Program Information
Measurement-Guided 4D VMAT Dose Reconstruction On An Arbitrary Homogeneous Dataset
D Opp1, J Robinson2, B Nelms3, G Zhang1, V Feygelman1* (1) Moffitt Cancer Center, Tampa, FL (2) Department of Physics, University of South Florida, Tampa, FL (3) Canis Lupus LLC, Sauk County, WI
SU-E-T-348 Sunday 3:00:00 PM - 6:00:00 PM Room: Exhibit HallPurpose: To develop and validate a VMAT QA tool that takes as input a 2D, low-density (~10 mm) empirical dose map from a commercial helical diode array, and outputs a high density, volumetric, time-resolved (4D) dose matrix on an arbitrary patient dataset. At first, the method validation is limited to a homogeneous 'patient'.

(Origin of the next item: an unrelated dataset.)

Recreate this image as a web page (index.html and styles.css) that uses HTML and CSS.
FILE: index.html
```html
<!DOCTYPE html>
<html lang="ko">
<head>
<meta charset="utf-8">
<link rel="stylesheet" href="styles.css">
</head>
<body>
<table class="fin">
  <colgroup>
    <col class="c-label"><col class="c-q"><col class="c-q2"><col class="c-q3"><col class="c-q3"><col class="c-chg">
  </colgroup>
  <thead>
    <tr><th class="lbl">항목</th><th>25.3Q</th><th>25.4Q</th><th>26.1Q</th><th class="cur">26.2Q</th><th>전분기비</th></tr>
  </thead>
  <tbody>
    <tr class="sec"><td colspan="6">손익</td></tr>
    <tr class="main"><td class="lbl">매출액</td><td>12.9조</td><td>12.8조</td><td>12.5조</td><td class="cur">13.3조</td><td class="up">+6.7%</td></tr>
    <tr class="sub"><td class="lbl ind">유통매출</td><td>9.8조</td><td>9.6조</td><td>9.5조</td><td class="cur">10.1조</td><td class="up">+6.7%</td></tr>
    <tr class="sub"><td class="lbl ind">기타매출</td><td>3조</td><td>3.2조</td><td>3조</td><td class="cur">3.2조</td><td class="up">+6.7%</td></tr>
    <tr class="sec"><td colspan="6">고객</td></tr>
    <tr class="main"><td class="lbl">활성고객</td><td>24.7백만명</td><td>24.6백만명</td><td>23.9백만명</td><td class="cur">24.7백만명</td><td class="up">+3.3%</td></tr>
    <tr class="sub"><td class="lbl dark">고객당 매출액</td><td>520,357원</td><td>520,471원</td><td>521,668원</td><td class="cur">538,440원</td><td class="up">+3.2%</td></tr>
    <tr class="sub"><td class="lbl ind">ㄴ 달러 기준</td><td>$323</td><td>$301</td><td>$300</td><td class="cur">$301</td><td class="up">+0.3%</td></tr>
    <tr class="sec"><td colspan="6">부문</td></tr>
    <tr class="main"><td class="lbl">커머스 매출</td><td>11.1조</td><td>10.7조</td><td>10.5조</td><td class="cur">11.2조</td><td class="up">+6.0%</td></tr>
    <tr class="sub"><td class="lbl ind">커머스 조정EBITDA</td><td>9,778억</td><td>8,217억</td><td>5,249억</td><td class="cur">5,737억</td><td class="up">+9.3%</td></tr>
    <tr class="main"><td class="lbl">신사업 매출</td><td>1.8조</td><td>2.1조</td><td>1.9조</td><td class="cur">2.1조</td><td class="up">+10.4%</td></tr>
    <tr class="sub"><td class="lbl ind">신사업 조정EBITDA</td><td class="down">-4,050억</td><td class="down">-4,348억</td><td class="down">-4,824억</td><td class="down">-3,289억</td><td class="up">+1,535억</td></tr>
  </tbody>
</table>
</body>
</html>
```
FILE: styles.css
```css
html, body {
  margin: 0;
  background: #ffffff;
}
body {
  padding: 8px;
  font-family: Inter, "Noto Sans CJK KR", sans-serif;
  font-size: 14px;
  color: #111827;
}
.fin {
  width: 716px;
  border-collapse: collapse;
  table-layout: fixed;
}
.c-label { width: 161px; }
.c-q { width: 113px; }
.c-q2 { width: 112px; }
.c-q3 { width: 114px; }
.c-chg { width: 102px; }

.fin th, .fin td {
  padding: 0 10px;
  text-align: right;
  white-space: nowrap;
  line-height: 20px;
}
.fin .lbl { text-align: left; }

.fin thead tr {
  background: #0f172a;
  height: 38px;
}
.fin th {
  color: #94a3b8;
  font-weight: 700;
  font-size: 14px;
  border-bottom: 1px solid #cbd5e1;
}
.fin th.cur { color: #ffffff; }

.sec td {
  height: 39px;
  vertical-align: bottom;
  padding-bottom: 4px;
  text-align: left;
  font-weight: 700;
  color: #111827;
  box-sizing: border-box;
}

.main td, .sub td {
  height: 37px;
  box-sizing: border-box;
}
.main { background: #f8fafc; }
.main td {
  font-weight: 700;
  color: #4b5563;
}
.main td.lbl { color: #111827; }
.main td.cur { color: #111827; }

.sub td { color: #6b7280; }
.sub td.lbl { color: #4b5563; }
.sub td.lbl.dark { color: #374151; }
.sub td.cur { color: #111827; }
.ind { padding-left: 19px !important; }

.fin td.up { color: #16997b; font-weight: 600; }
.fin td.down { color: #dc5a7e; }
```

Methods: A VMAT treatment is delivered to a diode array (ArcCHECK, Sun Nuclear Corp., Melbourne, FL). 3DVH software (Sun Nuclear) derives the high-density volumetric dose using measurement-guided dose reconstruction (MGDR). MGDR cylindrical phantom results are then used to perturb the 3D TPS dose on the patient dataset, producing a semi-empirical volumetric dose grid. Four-dimensional dose reconstruction on the patient is also possible by morphing the sub-beam instead of composite dose. For validation, TG-119 structures and objectives were used. 3DVH and TPS cumulative point doses were compared to ion chamber in a cube water-equivalent phantom ('patient'). The shape of the phantom is different from the ArcCHECK and the targets were placed asymmetrically. Ion chamber dose sampled at 10Hz was compared to time-resolved 3DVH point doses. Coronal and sagittal absolute film dose distributions in the cube were compared with 3DVH and TPS.
Results: Across four TG-119 plans, the average PTV point dose difference in the cube between 3DVH and ion chamber is 0.0±0.9%. Average film vs. 3DVH gamma analysis passing rates are 88.6, 96.1, and 99.5% for 1%/2mm, 2%/2mm, and 3%/3mm criteria, respectively. 4D MGDR was also sufficiently accurate.
Conclusions: Even for a well-commissioned TPS, comparison metrics show on average better agreement between MGDR and measurement compared to MGDR and TPS on the arbitrary-shaped phantom ('patient'). The method requires no more accelerator time than standard QA, while producing more clinically relevant information. Validation in a heterogeneous thoracic phantom is under way, as is ultimate application to virtual motion studies.